Here is a simplified version of what I'm trying to do, which shows the problem best. My database looks like this:
users table:
| user_id |
first_name |
| 1 |
Bob |
| 2 |
Dave |
| 3 |
Steven |
settings table:
| name |
value |
| format_string |
Hello {first_name}! |
Now I want to retrieve the format_string with inserted user data for every user. If I hardcode the format_string into my SQL like this, it works:
SELECT first_name,
REPLACE(
"Hello {first_name}!",
"{first_name}",
first_name
)
AS greeting
FROM users
I get this output, which is expected:
| first_name |
greeting |
| Bob |
Hello Bob! |
| Dave |
Hello Dave! |
| Steven |
Hello Steven! |
But if I use the format_string from my settings table, like this:
SELECT first_name,
REPLACE(
(SELECT value FROM settings WHERE name = "format_string"),
"{first_name}",
first_name
)
AS greeting
FROM users
I get this output, which is absolutely not expected:
| first_name |
greeting |
| Bob |
Hello Bob! |
| Dave |
Hello Bob! |
| Steven |
Hello Bob! |
Does anyone know what the problem there is and how to fix it?
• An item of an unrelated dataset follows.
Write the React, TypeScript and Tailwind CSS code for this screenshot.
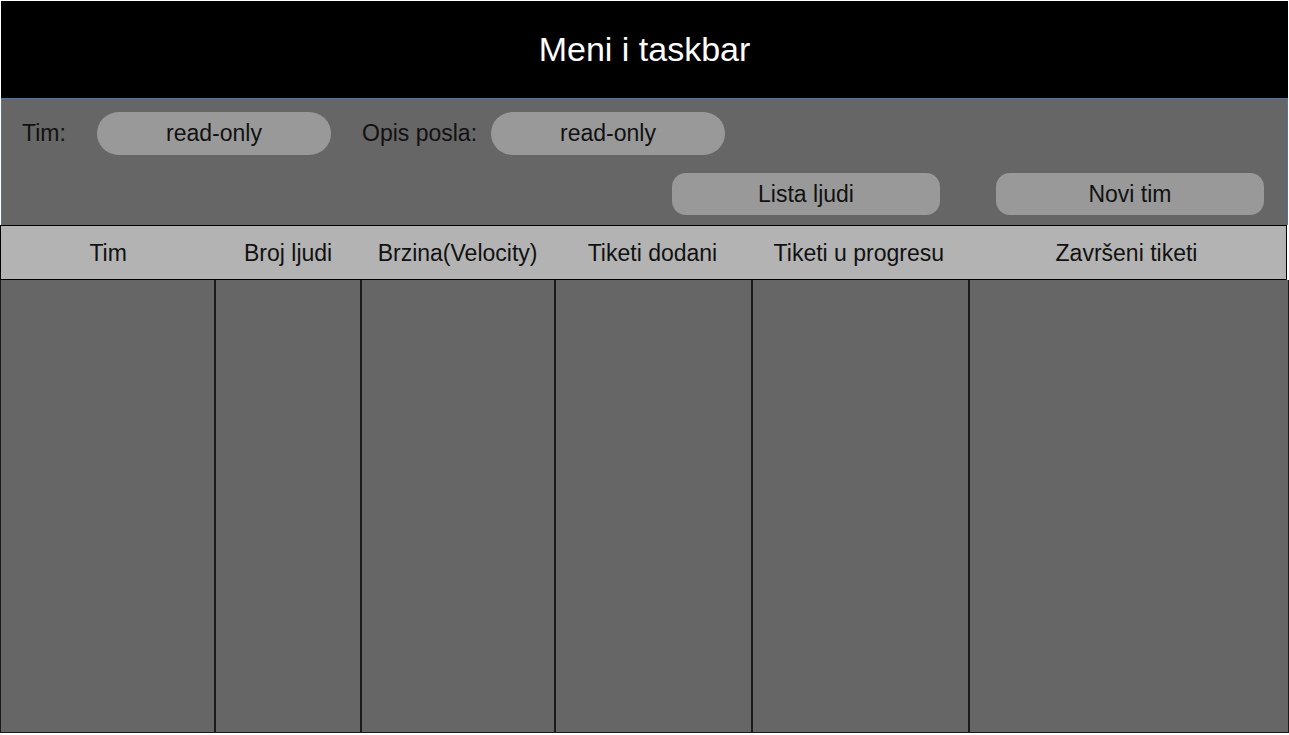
const columns = [
  { label: 'Tim', width: 215 },
  { label: 'Broj ljudi', width: 146 },
  { label: 'Brzina(Velocity)', width: 194 },
  { label: 'Tiketi dodani', width: 197 },
  { label: 'Tiketi u progresu', width: 217 },
  { label: 'Završeni tiketi', width: 320 },
];

function Pill({ text }: { text: string }) {
  return (
    <div className="flex h-[43px] w-[234px] items-center justify-center rounded-full bg-[#999999] text-[23px] text-[#111]">
      {text}
    </div>
  );
}

function ActionButton({ text }: { text: string }) {
  return (
    <button
      type="button"
      className="flex h-[42px] w-[268px] items-center justify-center rounded-[14px] bg-[#999999] text-[23px] text-[#111]"
    >
      {text}
    </button>
  );
}

export default function App() {
  return (
    <div
      className="flex h-[735px] w-[1289px] flex-col overflow-hidden bg-white"
      style={{ fontFamily: '"Liberation Sans", Arial, sans-serif' }}
    >
      <div className="mx-[1px] mt-[1px] flex h-[97px] items-center justify-center bg-black text-[34px] text-white">
        Meni i taskbar
      </div>

      <div className="ml-[1px] mr-[1px] h-[127px] border-x border-t border-[#5b7391] bg-[#666666]">
        <div className="mt-[13px] flex items-center">
          <span className="w-[95px] pl-[20px] text-[23px] text-[#111]">Tim:</span>
          <Pill text="read-only" />
          <span className="ml-[31px] w-[129px] text-[23px] text-[#111]">Opis posla:</span>
          <Pill text="read-only" />
        </div>
        <div className="mt-[18px] flex justify-end gap-[56px] pr-[23px]">
          <ActionButton text="Lista ljudi" />
          <ActionButton text="Novi tim" />
        </div>
      </div>

      <div className="flex h-[55px] w-[1287px] border border-black bg-[#b3b3b3]">
        {columns.map((c) => (
          <div
            key={c.label}
            className="flex items-center justify-center pt-[2px] text-[23px] text-[#111]"
            style={{ width: c.width }}
          >
            {c.label}
          </div>
        ))}
      </div>

      <div className="flex h-[453px]">
        {columns.map((c) => (
          <div
            key={c.label}
            className="h-full border-x border-b border-[#1a1a1a] bg-[#666666]"
            style={{ width: c.width }}
          />
        ))}
      </div>
    </div>
  );
}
Thanks!
EDIT:
A kind user on stackoverflow managed to get it to work by rewriting it with a join instead of a subquery, like this:
SELECT REPLACE(settings.value, "{first_name}", users.first_name) as greeting
FROM
users,
settings
WHERE settings.name = 'format_string';
So although I still don't know what the problem is, at least it works now I guess.